An advocate for a near absolute First Amendment, Justice Douglas noted the suppression of certain newspapers. He argued the government only suppressed the newspapers for short amounts of time. But he said that the Civil War period marked a degree of tolerance for the dissident press when the enemy lived just on the other side of the street. While internal opposition remained, Douglas argued the government learned that a jailed editor had a more powerful platform than a free one.

“But far more often, Lincoln’s critics were allowed to publicly express calumnious sentiments and hurl epithets such as ‘despot,’ ‘tyrant,’ ‘butcher,’ ‘fiend,’ ‘monster,’ ‘liar,’ ‘pirate,’ ‘swindler’ and ‘ignoramus.'”

Wilson’s 1917 State of the Union

As Wilson took the United States to war, a dissident press returned to the spotlight. Americans did not like World War One. Similar to our reality, isolationism runs deep in the system. And the press stood strong against Wilson’s war.

The Wilson administration sought to curtail these complaints by implementing a plan to control, manipulate and censor all news coverage. He expected loyalty from all Americans. So, he created the Committee on Public Information.

Committee on Public Information

The muckrakers who exposed much of the ills of our society jumped at the chance to join. For example, S.S. McClure and Ida Tarbell signed on. The organization included many different components:

  • The Speaking Division recruited 75,000 specialists who became known as “Four-Minute Men” for their ability to lay out Wilson’s war aims in short speeches.
  • The Film Division produced newsreels intended to rally support by showing images of heroism fighting in the war.
  • The Foreign Language Newspaper Division kept an eye on the non-English newspapers.
  • Another unit used free advertising space to sell war bonds and receuit new soldiers. 
  • The Division of Pictorial Publicity was led by a group of volunteer artists and illustrators.
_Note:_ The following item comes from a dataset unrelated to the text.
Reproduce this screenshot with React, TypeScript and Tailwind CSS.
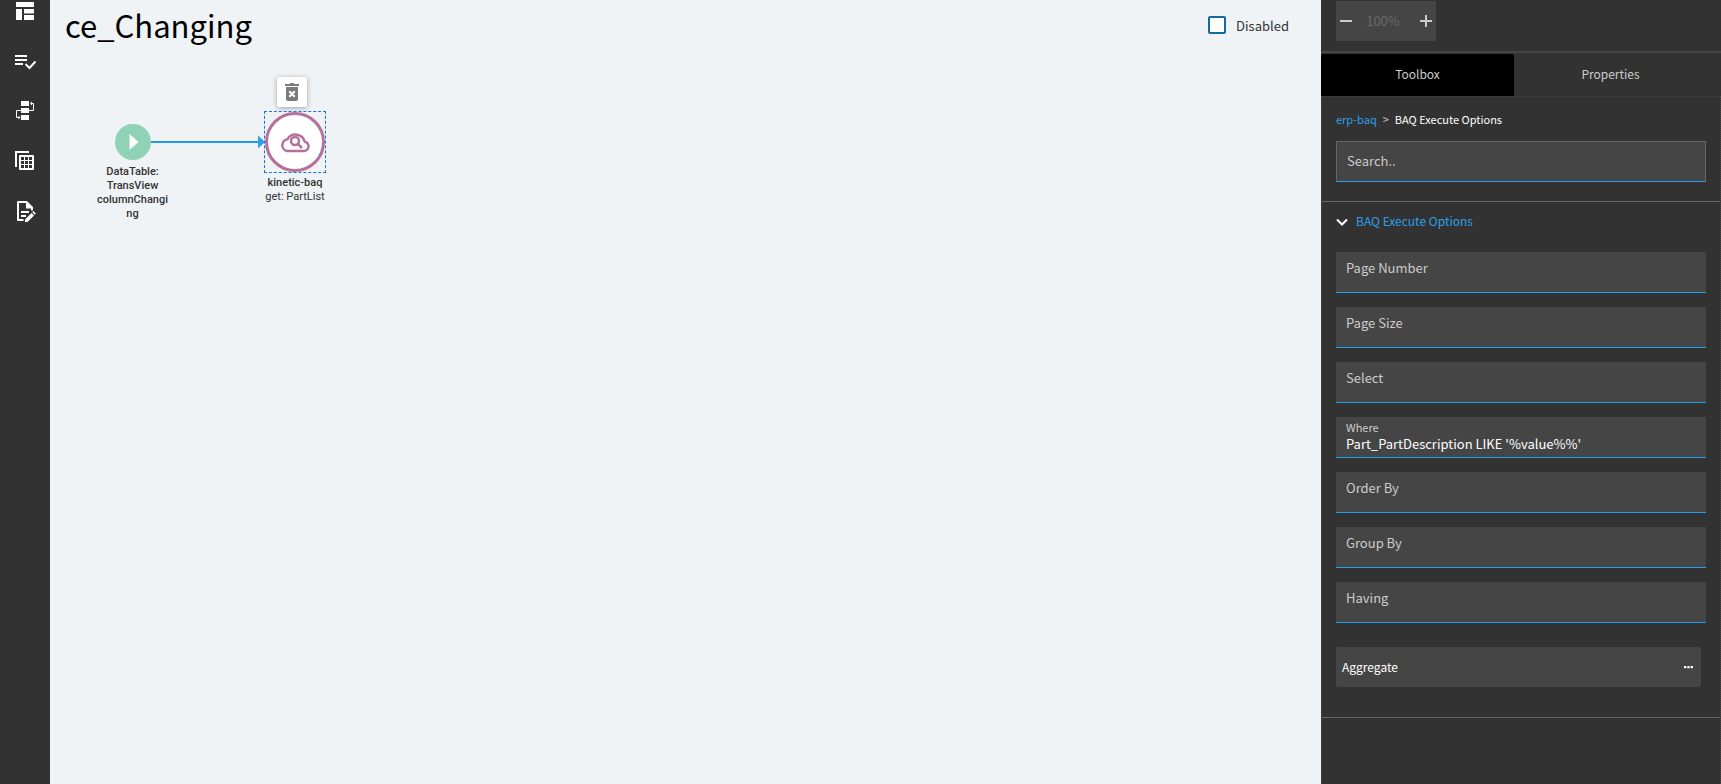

This included the famous Uncle Sam posters.

I Hear the Voices of Dissent – Who Does Not? 

And with this propaganda machine in full form, Wilson talked about the power of the free press to the American public. Similar to the current administration, Wilson called out his detractors as troublesome and thoughtless. 
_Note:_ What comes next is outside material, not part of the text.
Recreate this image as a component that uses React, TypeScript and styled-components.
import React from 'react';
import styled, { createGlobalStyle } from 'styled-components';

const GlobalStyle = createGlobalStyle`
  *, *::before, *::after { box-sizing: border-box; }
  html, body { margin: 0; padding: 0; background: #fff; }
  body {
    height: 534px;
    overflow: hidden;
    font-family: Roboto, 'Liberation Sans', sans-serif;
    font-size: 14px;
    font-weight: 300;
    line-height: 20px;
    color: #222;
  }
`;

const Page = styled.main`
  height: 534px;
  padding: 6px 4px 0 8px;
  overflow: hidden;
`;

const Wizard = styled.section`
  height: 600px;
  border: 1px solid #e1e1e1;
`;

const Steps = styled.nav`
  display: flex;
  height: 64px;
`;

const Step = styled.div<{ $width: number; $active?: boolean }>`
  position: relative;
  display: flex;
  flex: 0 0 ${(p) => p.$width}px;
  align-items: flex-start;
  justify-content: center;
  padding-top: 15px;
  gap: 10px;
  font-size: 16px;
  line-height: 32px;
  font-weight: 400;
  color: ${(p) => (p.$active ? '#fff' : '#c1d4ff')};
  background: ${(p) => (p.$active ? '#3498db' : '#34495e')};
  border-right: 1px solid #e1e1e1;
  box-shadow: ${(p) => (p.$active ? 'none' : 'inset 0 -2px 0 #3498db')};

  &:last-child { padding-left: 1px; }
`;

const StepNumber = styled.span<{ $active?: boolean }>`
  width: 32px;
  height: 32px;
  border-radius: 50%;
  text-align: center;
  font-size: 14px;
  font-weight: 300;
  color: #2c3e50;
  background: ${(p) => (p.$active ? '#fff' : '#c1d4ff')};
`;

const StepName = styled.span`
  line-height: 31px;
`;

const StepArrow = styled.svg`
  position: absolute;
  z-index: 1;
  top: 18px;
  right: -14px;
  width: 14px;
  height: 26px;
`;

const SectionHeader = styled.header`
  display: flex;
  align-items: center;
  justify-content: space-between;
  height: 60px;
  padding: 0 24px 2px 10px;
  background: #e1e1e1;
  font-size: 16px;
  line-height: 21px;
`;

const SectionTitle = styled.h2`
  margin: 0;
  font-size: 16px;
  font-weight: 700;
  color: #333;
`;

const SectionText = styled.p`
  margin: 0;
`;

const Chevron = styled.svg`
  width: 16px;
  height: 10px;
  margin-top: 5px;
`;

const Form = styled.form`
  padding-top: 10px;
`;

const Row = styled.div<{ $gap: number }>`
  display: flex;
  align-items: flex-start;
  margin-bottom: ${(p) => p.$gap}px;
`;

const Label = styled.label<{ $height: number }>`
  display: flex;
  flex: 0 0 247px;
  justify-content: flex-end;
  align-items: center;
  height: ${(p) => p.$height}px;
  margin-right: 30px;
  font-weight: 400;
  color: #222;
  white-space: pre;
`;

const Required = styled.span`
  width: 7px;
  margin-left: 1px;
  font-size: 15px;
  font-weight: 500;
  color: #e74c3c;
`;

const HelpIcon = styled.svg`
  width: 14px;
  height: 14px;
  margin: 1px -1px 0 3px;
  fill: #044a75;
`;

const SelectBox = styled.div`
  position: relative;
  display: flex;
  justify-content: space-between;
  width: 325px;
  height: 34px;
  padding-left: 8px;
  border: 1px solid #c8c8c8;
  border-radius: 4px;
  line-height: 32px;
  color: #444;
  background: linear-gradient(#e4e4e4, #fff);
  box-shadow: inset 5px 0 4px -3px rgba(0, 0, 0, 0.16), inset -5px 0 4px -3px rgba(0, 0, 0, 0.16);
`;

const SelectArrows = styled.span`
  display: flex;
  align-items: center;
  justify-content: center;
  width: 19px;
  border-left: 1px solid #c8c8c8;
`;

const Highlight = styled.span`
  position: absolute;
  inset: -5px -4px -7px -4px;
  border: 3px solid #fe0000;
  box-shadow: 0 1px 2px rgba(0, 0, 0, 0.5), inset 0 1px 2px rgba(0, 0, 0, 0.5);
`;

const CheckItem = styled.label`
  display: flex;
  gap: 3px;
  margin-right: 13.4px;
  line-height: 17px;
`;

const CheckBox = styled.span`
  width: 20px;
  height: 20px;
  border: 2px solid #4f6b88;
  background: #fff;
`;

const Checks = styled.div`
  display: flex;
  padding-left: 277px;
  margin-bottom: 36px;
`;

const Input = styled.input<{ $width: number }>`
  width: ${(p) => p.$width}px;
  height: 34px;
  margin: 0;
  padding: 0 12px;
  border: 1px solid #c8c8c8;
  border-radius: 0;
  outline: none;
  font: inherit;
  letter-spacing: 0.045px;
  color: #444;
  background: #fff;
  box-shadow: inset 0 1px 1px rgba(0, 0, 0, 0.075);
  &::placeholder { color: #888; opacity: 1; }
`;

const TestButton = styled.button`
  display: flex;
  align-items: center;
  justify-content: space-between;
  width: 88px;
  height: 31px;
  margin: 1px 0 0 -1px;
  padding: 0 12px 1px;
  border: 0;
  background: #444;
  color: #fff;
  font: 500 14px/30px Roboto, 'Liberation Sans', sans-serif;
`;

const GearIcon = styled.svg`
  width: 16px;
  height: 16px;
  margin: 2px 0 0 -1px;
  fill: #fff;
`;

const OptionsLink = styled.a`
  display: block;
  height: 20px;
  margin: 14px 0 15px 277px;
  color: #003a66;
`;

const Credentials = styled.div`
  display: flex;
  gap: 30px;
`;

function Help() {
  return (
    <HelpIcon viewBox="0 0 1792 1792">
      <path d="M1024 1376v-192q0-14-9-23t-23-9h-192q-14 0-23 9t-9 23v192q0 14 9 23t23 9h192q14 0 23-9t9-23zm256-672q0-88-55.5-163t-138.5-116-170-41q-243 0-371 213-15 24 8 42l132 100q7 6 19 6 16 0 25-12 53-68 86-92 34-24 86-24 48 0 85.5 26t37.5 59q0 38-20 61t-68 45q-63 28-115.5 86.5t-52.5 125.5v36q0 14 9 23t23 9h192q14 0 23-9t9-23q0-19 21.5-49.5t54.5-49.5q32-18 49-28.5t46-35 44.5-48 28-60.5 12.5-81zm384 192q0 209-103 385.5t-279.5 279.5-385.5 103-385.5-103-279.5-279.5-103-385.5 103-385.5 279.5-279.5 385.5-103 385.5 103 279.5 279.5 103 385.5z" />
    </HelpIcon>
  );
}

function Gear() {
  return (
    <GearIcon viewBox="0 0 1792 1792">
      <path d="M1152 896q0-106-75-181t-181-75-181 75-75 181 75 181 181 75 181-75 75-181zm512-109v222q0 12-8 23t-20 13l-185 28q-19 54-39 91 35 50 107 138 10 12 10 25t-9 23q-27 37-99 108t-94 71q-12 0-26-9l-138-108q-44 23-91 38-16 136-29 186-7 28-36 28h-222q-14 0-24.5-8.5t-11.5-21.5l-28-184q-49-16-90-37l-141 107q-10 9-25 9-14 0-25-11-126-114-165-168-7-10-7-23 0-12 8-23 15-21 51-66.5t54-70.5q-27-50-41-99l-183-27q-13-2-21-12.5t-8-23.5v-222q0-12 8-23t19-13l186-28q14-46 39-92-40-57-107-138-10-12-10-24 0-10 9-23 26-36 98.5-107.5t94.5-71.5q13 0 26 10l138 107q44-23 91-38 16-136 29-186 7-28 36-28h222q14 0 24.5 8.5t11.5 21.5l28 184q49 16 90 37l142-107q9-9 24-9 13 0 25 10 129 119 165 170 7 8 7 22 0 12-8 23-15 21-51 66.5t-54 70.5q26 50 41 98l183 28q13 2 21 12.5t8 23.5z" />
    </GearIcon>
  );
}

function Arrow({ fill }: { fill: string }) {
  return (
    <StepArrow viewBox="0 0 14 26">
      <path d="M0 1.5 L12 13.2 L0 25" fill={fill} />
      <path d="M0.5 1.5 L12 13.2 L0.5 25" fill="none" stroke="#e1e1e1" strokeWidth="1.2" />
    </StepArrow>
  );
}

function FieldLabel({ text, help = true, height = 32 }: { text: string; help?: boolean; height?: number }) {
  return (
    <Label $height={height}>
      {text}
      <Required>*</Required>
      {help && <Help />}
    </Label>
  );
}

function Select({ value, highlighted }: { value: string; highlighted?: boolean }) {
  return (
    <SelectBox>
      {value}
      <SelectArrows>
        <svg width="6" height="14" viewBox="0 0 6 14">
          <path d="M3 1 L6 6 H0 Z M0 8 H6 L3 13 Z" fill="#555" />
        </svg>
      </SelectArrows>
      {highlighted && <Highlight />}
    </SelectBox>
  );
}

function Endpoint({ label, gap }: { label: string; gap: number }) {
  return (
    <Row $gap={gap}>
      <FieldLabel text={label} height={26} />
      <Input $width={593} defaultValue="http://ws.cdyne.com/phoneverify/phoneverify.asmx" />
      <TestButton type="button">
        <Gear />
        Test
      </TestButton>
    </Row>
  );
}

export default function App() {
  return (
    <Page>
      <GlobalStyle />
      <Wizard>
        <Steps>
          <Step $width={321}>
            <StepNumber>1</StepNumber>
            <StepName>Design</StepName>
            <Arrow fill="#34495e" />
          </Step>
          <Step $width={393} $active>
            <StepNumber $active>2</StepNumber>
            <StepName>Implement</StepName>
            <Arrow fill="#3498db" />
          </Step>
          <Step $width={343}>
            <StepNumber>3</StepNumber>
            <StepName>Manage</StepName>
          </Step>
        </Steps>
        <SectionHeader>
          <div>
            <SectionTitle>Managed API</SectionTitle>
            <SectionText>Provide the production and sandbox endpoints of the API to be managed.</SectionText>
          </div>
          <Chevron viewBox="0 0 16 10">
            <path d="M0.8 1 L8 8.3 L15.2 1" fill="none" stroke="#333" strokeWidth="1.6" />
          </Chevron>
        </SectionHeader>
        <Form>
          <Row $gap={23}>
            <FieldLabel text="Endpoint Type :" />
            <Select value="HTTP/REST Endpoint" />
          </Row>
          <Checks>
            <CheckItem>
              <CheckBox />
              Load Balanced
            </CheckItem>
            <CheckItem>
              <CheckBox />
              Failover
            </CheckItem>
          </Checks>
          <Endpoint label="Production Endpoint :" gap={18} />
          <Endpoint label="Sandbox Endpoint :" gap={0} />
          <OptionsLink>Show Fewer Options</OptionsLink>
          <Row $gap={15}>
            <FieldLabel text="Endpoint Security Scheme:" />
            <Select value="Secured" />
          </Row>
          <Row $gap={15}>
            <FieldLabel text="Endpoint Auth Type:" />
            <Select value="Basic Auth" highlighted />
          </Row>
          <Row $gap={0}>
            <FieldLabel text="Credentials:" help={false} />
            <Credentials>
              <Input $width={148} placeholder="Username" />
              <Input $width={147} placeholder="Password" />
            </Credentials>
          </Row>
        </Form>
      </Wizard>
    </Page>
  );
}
I bear the criticism and the clamor of the noisily thoughtless and troublesome.

Wilson focused on how they have their voice, but they do not feel the true spirit of America. And that their unopened eyes would soon be forgotten.

I also see men here and there fling themselves in impotent disloyalty against the calm, indomitable power of the Nation. I hear men debate peace who understand neither its nature nor the way in which we may attain it with uplifted eyes and unbroken spirits. But I know that none of these speaks for the Nation. They do not touch the heart of anything. They may safely be left to strut their uneasy hour and be forgotten.
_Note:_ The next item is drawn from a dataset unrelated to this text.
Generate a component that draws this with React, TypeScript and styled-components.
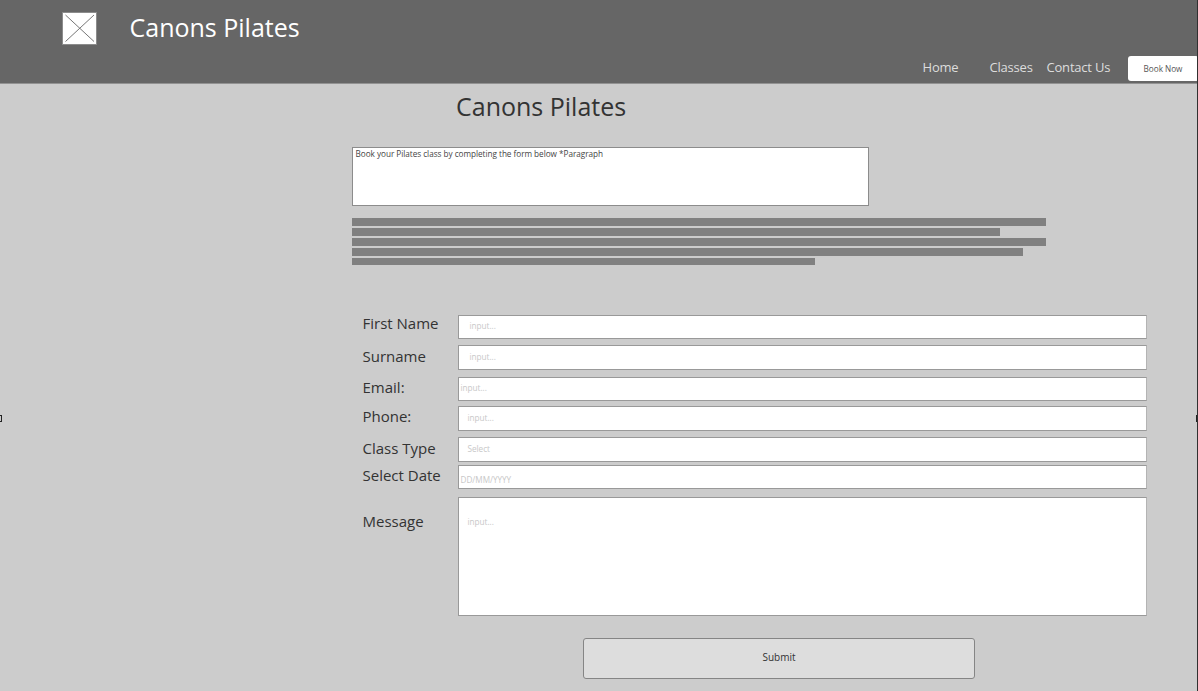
import React from "react";
import styled, { createGlobalStyle } from "styled-components";

const GlobalStyle = createGlobalStyle`
  * { box-sizing: border-box; }
  html, body { margin: 0; padding: 0; overflow: hidden; }
  body { font-family: "Open Sans", sans-serif; background: #ccc; }
  h1, p { margin: 0; font-weight: 400; }
`;

const Page = styled.div`
  position: relative;
  width: 1198px;
  height: 691px;
  background: #ccc;
  color: #333;
  border-right: 1px solid #303030;
  overflow: hidden;
`;

const Header = styled.header`
  height: 84px;
  background: #666;
  border-bottom: 1px solid #929292;
  display: flex;
  flex-direction: column;
`;

const Brand = styled.div`
  display: flex;
  height: 56px;
  padding: 12px 0 0 62px;
`;

const Logo = styled.svg`
  width: 35px;
  height: 33px;
  margin-right: 32.5px;
`;

const BrandName = styled.p`
  margin-top: -1px;
  font-size: 25px;
  line-height: 32px;
  color: #fff;
  white-space: nowrap;
`;

const Nav = styled.nav`
  display: flex;
  height: 26px;
  padding-left: 922.5px;
`;

const NavLink = styled.a<{ $width: number }>`
  flex: none;
  width: ${(p) => p.$width}px;
  font-size: 13px;
  line-height: 22px;
  letter-spacing: -0.2px;
  color: #ddd;
  white-space: nowrap;
`;

const BookButton = styled.button`
  flex: none;
  width: 70px;
  height: 25px;
  padding: 0;
  border: 0;
  border-radius: 3px 2px 2px 3px;
  background: #fff;
  color: #555;
  font: 8.2px/24px "Open Sans", sans-serif;
  letter-spacing: -0.03px;
`;

const Main = styled.main`
  display: flex;
  flex-direction: column;
  padding-left: 352px;
`;

const Title = styled.h1`
  margin-top: 6px;
  padding-left: 104px;
  font-size: 25px;
  line-height: 32px;
  white-space: nowrap;
`;

const Intro = styled.p`
  width: 517px;
  height: 59px;
  margin-top: 25px;
  padding: 0 2.5px;
  border: 1px solid #8c8c8c;
  background: #fff;
  color: #444;
  font-size: 8.2px;
  line-height: 12px;
  letter-spacing: -0.03px;
`;

const TextLines = styled.div`
  display: flex;
  flex-direction: column;
  gap: 2px;
  margin-top: 12px;
  height: 97px;
`;

const TextLine = styled.div<{ $width: number }>`
  width: ${(p) => p.$width}px;
  height: 7.9px;
  background: #808080;
`;

const Form = styled.form`
  display: flex;
  flex-direction: column;
  padding-left: 10.5px;
`;

const Row = styled.div<{ $height: number; $gap: number }>`
  display: flex;
  align-items: flex-start;
  height: ${(p) => p.$height}px;
  margin-bottom: ${(p) => p.$gap}px;
`;

const Label = styled.label<{ $shift: number }>`
  flex: none;
  width: 95.5px;
  margin-top: ${(p) => p.$shift}px;
  font-size: 15px;
  line-height: 20px;
  white-space: nowrap;
`;

const Field = styled.div<{ $top: number; $left: number }>`
  width: 689px;
  height: 100%;
  padding: ${(p) => p.$top}px 0 0 ${(p) => p.$left}px;
  border: 1px solid #999;
  border-right-color: #b4b4b4;
  background: #fff;
  color: #c8c8c8;
  font-size: 8.2px;
  line-height: 12px;
  letter-spacing: -0.03px;
`;

const SubmitButton = styled.button`
  width: 392px;
  height: 41px;
  margin: 22px 0 0 220.5px;
  padding: 0 0 3px;
  border: 1px solid #858585;
  border-radius: 3px;
  background: #ddd;
  color: #333;
  font: 10px/14px "Open Sans", sans-serif;
`;

const Handle = styled.span<{ $left: number }>`
  position: absolute;
  top: 415px;
  left: ${(p) => p.$left}px;
  width: 6px;
  height: 7px;
  border: 1px solid #222;
  background: #ccc;
`;

const lines = [694, 648, 694, 671, 463];

const fields = [
  { label: "First Name", hint: "input...", height: 24, gap: 6, shift: -2, top: 4, left: 10.5 },
  { label: "Surname", hint: "input...", height: 25, gap: 7, shift: 1, top: 5, left: 10.5 },
  { label: "Email:", hint: "input...", height: 24, gap: 5, shift: 0, top: 4, left: 1.5 },
  { label: "Phone:", hint: "input...", height: 25, gap: 6, shift: 0, top: 5, left: 8.5 },
  { label: "Class Type", hint: "Select", height: 25, gap: 3, shift: 1, top: 5, left: 8.5 },
  { label: "Select Date", hint: "DD/MM/YYYY", height: 24, gap: 8, shift: 0, top: 8, left: 1.5 },
  { label: "Message", hint: "input...", height: 119, gap: 0, shift: 14, top: 18, left: 8.5 },
];

export default function App() {
  return (
    <>
      <GlobalStyle />
      <Page>
        <Header>
          <Brand>
            <Logo viewBox="0 0 35 33">
              <rect x="0.5" y="0.5" width="34" height="32" fill="#fff" stroke="#8c8c8c" />
              <path d="M3.5 3 L32 29.5 M32 3 L3.5 29.5" stroke="#777" strokeWidth="1" fill="none" />
            </Logo>
            <BrandName>Canons Pilates</BrandName>
          </Brand>
          <Nav>
            <NavLink $width={67}>Home</NavLink>
            <NavLink $width={57}>Classes</NavLink>
            <NavLink $width={81.5}>Contact Us</NavLink>
            <BookButton>Book Now</BookButton>
          </Nav>
        </Header>
        <Main>
          <Title>Canons Pilates</Title>
          <Intro>Book your Pilates class by completing the form below *Paragraph</Intro>
          <TextLines>
            {lines.map((width, i) => (
              <TextLine key={i} $width={width} />
            ))}
          </TextLines>
          <Form>
            {fields.map((f) => (
              <Row key={f.label} $height={f.height} $gap={f.gap}>
                <Label $shift={f.shift}>{f.label}</Label>
                <Field $top={f.top} $left={f.left}>{f.hint}</Field>
              </Row>
            ))}
            <SubmitButton type="button">Submit</SubmitButton>
          </Form>
        </Main>
        <Handle $left={-4} />
        <Handle $left={1196} />
      </Page>
    </>
  );
}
Wilson, State of the Union December 4, 1917

Ironically, when we do hear about our history, the dissidents do disappear. Lincoln lives as a saint who no one disliked. The World Wars sit as important struggles for democracy that needed to include Americans. But Woodrow Wilson remains a racist


Our political system has had many leaders who talked out of both sides of their mouths. Regardless of party affiliation, the President and other politicians do not like a press that calls them out. For example, President Obama would talk in flowerly language about the press. But when asked to provide press conferences or answer questions, he stayed away.

The biggest difference is that President Trump goes out of his way to not use the language that Lincoln, Wilson or Obama used. Instead, he uses the press as his enemy and lets his supporters see them as the real problem.